Stated exercise —
Extract and list every line that contains the word "this".

--- Start Input records ---

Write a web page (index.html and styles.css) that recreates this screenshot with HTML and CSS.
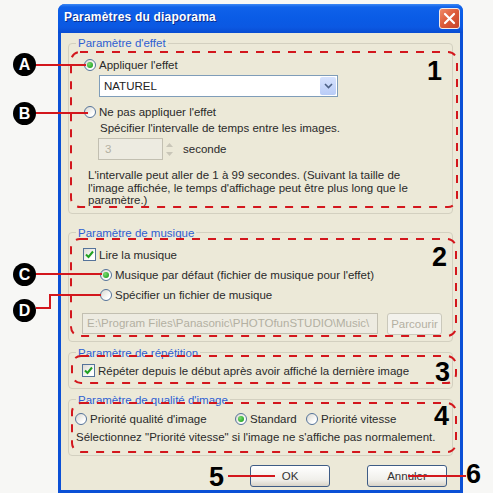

--- End Input records ---
--- Start Input records ---

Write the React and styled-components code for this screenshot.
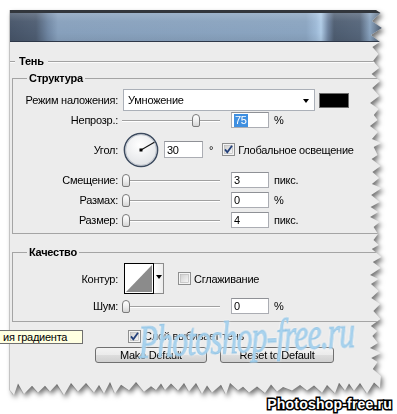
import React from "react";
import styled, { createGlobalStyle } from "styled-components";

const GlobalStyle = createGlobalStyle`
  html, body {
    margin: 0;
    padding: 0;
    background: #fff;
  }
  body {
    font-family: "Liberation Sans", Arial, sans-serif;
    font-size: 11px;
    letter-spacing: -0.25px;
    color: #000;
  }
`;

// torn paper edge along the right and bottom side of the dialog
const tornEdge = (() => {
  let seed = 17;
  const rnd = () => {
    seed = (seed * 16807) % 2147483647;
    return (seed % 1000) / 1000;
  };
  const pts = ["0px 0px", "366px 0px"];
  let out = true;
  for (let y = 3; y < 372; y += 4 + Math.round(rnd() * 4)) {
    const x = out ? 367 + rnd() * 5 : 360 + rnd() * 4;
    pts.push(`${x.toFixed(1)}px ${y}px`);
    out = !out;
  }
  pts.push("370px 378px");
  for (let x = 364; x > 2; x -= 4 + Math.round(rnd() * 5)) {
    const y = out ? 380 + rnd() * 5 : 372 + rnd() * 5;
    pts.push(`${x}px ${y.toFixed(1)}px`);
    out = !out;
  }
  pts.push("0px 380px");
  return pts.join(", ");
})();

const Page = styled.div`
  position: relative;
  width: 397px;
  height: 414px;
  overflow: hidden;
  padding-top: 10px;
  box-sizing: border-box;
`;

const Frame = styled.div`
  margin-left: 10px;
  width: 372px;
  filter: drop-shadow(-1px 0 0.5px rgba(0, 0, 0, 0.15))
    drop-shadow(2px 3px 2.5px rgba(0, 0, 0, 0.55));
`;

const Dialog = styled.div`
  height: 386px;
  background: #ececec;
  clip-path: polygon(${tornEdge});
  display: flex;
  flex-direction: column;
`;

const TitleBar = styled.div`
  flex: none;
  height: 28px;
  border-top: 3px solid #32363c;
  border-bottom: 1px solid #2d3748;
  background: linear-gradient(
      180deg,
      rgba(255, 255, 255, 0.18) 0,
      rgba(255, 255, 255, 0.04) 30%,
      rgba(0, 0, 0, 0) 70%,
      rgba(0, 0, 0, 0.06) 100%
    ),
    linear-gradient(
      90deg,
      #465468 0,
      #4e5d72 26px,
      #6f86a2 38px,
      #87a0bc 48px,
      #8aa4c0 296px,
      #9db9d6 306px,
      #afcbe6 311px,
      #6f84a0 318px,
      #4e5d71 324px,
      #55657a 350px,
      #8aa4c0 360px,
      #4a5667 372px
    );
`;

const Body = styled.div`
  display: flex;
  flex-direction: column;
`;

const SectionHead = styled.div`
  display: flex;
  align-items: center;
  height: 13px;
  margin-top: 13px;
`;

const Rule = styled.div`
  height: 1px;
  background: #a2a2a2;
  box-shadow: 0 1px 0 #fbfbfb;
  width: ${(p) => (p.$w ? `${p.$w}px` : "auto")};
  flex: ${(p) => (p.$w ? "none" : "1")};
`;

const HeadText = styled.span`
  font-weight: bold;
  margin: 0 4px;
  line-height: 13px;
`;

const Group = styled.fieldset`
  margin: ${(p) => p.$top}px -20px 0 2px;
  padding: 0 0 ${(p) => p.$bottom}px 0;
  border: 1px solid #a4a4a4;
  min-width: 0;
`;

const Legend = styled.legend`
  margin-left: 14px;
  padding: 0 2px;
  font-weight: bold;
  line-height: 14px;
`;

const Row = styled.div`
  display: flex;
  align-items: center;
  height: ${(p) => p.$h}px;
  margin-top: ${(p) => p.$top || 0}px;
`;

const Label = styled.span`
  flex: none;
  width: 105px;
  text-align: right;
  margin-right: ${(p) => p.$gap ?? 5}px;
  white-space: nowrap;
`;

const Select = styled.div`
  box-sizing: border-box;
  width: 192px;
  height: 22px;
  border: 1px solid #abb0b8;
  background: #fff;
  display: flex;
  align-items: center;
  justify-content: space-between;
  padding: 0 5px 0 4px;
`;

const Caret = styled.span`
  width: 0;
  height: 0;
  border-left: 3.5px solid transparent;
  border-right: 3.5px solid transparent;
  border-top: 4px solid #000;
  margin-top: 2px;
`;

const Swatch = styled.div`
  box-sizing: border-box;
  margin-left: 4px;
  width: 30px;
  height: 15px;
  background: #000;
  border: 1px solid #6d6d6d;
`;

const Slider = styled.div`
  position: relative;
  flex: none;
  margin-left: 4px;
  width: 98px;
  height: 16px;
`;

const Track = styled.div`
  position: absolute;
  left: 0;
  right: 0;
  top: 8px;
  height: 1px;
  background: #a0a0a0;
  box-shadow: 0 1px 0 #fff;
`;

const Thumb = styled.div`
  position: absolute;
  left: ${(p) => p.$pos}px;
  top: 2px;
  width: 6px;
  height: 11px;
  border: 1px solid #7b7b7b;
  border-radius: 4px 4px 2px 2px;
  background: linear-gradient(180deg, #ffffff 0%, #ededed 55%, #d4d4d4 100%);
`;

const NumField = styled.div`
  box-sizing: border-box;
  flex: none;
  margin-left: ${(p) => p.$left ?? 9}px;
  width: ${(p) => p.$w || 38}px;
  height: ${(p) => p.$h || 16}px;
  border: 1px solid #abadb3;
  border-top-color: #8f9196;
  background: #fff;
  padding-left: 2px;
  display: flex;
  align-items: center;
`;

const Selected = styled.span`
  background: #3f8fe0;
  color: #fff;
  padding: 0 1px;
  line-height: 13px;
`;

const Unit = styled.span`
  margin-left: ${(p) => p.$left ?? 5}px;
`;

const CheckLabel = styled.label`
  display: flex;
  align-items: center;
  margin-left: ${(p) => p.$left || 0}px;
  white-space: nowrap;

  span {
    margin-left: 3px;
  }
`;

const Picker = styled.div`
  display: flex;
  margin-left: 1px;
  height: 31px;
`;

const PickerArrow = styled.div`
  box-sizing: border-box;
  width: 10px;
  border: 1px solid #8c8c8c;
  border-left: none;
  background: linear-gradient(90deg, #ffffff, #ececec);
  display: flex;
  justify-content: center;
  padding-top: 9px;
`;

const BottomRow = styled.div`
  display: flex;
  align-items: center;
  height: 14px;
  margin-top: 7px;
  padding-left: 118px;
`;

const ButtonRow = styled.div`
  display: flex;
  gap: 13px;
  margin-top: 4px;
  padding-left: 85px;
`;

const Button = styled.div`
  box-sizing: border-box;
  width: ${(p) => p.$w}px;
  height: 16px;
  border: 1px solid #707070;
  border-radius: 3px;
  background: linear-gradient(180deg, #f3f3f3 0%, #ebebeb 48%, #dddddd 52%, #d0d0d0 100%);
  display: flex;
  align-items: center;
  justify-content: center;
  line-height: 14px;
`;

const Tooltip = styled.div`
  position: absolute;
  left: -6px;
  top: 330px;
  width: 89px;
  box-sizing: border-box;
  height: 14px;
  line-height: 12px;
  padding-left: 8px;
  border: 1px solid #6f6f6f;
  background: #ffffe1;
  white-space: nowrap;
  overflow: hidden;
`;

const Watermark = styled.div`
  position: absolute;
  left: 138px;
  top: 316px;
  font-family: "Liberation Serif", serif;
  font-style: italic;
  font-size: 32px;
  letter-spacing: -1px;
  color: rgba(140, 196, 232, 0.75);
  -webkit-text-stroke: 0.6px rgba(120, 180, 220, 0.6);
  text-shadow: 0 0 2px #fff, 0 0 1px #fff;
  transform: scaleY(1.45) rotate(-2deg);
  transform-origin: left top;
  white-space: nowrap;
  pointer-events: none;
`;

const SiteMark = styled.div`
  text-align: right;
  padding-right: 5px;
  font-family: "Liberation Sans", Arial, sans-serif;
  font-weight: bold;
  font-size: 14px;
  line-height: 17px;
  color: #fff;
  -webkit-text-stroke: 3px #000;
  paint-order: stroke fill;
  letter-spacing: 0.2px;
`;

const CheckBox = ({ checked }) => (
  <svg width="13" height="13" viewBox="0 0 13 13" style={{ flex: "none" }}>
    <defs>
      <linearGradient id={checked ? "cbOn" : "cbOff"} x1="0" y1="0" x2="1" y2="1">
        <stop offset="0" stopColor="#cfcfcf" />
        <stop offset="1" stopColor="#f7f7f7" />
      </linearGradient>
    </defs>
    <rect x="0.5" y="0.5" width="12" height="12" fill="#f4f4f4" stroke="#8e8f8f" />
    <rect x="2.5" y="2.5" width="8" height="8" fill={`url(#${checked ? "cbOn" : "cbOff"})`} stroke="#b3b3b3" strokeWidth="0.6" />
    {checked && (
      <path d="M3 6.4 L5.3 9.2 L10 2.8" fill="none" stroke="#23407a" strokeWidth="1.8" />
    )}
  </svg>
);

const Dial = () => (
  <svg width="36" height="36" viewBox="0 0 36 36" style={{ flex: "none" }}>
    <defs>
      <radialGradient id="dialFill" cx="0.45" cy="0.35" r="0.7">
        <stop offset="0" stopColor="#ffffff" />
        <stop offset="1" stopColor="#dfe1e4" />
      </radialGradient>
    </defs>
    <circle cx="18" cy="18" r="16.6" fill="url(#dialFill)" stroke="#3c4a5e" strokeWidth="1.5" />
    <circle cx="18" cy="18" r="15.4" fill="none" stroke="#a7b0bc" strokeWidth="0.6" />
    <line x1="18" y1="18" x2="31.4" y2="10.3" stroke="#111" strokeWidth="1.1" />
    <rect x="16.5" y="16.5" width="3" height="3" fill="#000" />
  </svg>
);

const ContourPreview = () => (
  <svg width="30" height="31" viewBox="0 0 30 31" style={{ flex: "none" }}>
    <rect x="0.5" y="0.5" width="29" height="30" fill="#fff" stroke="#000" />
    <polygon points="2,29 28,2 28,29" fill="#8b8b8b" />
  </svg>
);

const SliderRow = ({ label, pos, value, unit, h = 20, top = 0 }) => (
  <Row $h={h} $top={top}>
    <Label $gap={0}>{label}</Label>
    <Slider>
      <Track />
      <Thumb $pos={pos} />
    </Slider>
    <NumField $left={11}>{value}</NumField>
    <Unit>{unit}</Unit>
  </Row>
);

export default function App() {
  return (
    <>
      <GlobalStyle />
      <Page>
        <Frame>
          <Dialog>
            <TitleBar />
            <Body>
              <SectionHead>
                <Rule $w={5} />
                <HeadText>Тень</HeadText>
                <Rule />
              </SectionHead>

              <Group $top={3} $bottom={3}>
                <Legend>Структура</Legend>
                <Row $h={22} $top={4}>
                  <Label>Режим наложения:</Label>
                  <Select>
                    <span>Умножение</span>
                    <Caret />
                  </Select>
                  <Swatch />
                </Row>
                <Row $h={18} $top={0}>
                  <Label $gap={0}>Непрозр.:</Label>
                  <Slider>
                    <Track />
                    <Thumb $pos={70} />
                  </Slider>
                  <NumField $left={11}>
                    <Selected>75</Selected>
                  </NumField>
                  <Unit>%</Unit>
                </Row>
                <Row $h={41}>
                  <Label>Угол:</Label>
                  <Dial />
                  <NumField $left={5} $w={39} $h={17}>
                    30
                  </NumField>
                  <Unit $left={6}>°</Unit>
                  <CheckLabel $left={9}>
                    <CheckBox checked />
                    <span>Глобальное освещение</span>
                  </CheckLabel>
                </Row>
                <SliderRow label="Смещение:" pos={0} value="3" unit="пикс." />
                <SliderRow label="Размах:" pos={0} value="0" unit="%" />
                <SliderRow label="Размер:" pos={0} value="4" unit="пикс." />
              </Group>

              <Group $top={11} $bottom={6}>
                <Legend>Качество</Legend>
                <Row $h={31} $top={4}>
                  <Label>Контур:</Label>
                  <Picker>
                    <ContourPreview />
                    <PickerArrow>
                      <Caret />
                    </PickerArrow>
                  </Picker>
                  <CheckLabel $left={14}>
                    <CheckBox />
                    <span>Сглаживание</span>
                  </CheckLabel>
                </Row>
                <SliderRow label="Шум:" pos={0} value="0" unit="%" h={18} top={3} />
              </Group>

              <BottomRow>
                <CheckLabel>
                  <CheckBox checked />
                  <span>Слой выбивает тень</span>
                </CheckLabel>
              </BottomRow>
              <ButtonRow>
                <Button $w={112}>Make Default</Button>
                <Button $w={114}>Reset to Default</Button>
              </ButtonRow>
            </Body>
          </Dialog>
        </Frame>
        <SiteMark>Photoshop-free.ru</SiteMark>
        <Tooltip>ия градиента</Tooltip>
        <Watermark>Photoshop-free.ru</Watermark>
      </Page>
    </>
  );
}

--- End Input records ---
--- Start Input records ---

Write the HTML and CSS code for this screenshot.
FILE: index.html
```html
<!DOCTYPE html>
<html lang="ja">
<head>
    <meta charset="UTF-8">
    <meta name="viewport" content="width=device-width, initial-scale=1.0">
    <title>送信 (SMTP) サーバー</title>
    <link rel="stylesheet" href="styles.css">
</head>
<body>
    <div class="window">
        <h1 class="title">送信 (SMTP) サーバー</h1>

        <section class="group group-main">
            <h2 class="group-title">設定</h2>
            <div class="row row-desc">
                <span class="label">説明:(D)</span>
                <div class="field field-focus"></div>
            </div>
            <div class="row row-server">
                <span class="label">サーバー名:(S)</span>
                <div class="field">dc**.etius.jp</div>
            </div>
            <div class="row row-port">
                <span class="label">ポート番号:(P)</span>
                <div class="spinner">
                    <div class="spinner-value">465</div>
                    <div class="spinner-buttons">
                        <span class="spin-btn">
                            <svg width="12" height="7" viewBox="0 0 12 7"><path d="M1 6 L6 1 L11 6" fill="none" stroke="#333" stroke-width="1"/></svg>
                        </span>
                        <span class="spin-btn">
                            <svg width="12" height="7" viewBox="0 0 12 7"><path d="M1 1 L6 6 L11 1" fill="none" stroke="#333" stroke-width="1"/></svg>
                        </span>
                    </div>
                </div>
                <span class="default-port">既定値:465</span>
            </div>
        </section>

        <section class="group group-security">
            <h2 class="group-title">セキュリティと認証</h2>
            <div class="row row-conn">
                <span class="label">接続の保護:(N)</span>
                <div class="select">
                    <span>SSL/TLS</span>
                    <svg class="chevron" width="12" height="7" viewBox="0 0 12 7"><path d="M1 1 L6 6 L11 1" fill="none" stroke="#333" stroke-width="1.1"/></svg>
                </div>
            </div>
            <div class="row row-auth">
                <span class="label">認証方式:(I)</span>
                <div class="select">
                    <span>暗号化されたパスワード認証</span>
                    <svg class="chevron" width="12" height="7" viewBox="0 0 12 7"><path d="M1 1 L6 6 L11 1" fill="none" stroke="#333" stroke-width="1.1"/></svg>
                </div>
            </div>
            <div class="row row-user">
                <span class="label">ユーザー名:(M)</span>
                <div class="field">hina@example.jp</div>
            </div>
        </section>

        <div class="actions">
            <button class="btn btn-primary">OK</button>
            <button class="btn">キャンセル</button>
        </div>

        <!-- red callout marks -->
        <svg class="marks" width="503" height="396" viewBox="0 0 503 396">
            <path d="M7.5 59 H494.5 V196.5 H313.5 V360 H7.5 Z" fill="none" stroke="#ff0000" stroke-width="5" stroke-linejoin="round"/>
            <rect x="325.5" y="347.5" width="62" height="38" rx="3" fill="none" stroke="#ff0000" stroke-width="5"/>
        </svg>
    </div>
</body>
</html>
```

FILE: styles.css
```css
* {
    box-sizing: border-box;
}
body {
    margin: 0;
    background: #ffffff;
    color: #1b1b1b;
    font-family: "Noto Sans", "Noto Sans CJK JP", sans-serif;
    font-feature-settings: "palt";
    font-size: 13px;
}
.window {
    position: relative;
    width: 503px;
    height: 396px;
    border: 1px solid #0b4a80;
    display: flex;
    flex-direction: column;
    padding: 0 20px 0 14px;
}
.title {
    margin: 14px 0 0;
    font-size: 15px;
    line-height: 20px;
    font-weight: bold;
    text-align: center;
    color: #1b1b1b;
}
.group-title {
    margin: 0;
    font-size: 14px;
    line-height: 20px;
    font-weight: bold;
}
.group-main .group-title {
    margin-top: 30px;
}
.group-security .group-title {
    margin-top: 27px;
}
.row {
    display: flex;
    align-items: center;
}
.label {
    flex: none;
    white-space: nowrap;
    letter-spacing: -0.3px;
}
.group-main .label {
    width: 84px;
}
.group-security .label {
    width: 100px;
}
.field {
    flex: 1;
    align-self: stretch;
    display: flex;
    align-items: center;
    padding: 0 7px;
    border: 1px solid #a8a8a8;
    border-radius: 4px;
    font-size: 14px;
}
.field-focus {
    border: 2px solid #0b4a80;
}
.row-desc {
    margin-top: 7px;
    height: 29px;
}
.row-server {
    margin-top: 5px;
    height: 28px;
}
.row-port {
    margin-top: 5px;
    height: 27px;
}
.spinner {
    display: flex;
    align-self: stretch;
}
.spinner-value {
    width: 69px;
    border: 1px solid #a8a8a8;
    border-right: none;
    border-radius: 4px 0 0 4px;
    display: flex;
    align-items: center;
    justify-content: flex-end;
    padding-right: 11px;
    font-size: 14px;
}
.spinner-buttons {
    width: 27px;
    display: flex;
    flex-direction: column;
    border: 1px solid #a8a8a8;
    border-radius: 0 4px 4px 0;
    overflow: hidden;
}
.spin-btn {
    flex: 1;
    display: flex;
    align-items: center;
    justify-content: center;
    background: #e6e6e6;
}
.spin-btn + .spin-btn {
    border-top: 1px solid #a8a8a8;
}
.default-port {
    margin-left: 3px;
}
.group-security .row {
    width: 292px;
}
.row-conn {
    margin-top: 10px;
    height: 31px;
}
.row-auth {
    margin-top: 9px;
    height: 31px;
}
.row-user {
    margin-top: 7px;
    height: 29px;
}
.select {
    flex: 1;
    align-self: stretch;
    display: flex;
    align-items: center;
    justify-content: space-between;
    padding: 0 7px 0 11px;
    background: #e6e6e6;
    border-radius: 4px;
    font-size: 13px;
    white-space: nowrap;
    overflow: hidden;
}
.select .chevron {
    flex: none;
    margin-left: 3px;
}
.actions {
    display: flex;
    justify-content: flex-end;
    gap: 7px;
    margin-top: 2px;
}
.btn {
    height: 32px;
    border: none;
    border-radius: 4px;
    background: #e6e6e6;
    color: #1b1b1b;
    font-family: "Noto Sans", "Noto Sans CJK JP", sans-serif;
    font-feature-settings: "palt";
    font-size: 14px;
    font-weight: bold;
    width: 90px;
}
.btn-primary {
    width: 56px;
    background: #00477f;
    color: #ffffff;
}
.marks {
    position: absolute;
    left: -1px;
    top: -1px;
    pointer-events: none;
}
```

--- End Input records ---

Answer for the task —
Write a web page (index.html and styles.css) that recreates this screenshot with HTML and CSS.
Write the React and styled-components code for this screenshot.
Write the HTML and CSS code for this screenshot.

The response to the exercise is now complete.